“Haruki Murakami, a writer both mystical and hip, is the West’s favorite Japanese novelist.”

NO MAJOR SPOILERS

After the quake is a collection of six stories by Haruki Murakami, based on the theme of the 1995 Kobe earthquake in Japan. The stories centre around emotions such as love, despair, hope, friendship, betrayal, and forgiveness. However, if you’ve read Murakami, you’d know that the stories would definitely have parallel themes and often quite unusual endings. Each story intrigued me, I loved the way they progressed, and their endings left me asking for more.

The stories were widely divergent in the issues they dealt with. But, the earthquake and the different emotions it generated were nicely blended with each of the stories.

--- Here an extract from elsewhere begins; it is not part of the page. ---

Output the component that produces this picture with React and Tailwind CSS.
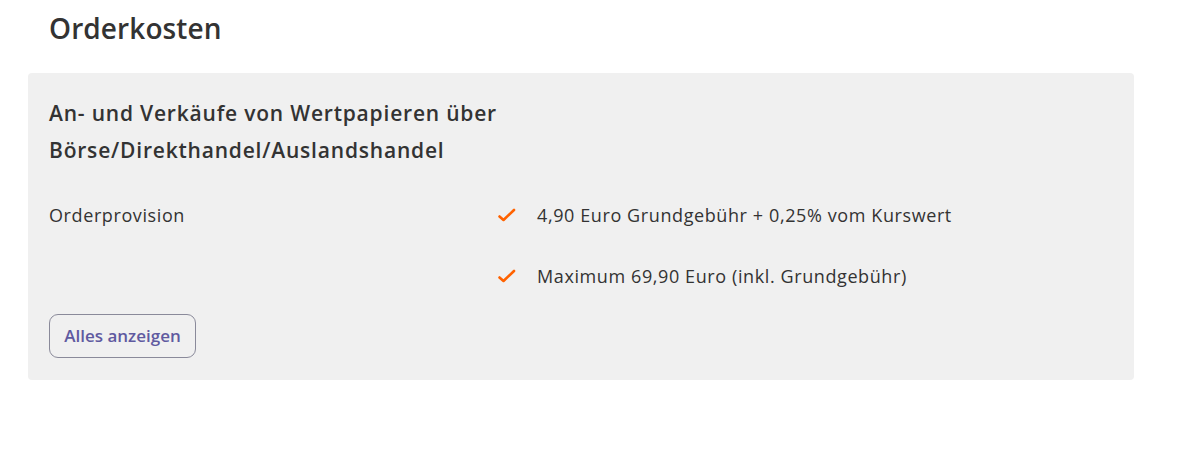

The Kobe earthquake was the worst earthquake in the 20th century Japan, post the Great Kanto earthquake. It killed over 6,000 people, and 300,000 people were made homeless. The stories depicted in some way or the other, how a disaster of this magnitude affects different humans in different ways. Even people, who weren’t directly impacted, started seeing life from a new perspective after such a calamity.

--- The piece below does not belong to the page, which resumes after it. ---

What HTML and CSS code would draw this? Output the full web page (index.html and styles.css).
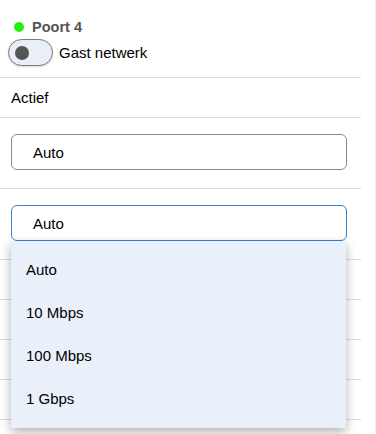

UFO In Kushiro was the story of an electronics salesman who goes on a mission of delivering an unknown package to a stranger, after his wife abruptly left him.

In All God’s Children Can Dance, we meet a boy whose mother told him that he was God’s child. One day, he was convinced that he found his dad and started following him and a strange aftermath ensued.

Superfrog Saves Tokyo was about a giant frog with a grand plan, who visited an ordinary man to change the course of an entire city’s fate.

Honey Pie was one of the sweetest stories in the collection, about love, friendship, and childhood.

Landscape In Flatiron and Thailand were two of my personal favorites. I could resonate with the feelings depicted in Landscape In Flatiron, maybe because of my love for stories with a morbid touch. I could identify with the emotions depicted in the climax of this story and I absolutely loved it. The story showed how sometimes, we come close to people because of such weird similarities of circumstances.

Thailand was a beautifully crafted story about love and coping with loss.

Overall, the stories were intricately woven with a dreamlike undertone and each story was a separate journey which I loved taking with the author. This is sadly one of the lesser known works of Murakami, but if you ask me, it is in no way inferior to his more famous works. I loved it and since I’ve just started reading the author, this book fueled my desire to try more of his short stories along with his novels.
I highly recommend it to all short story lovers, Murakami fans and also to people who are contemplating on starting to read the author.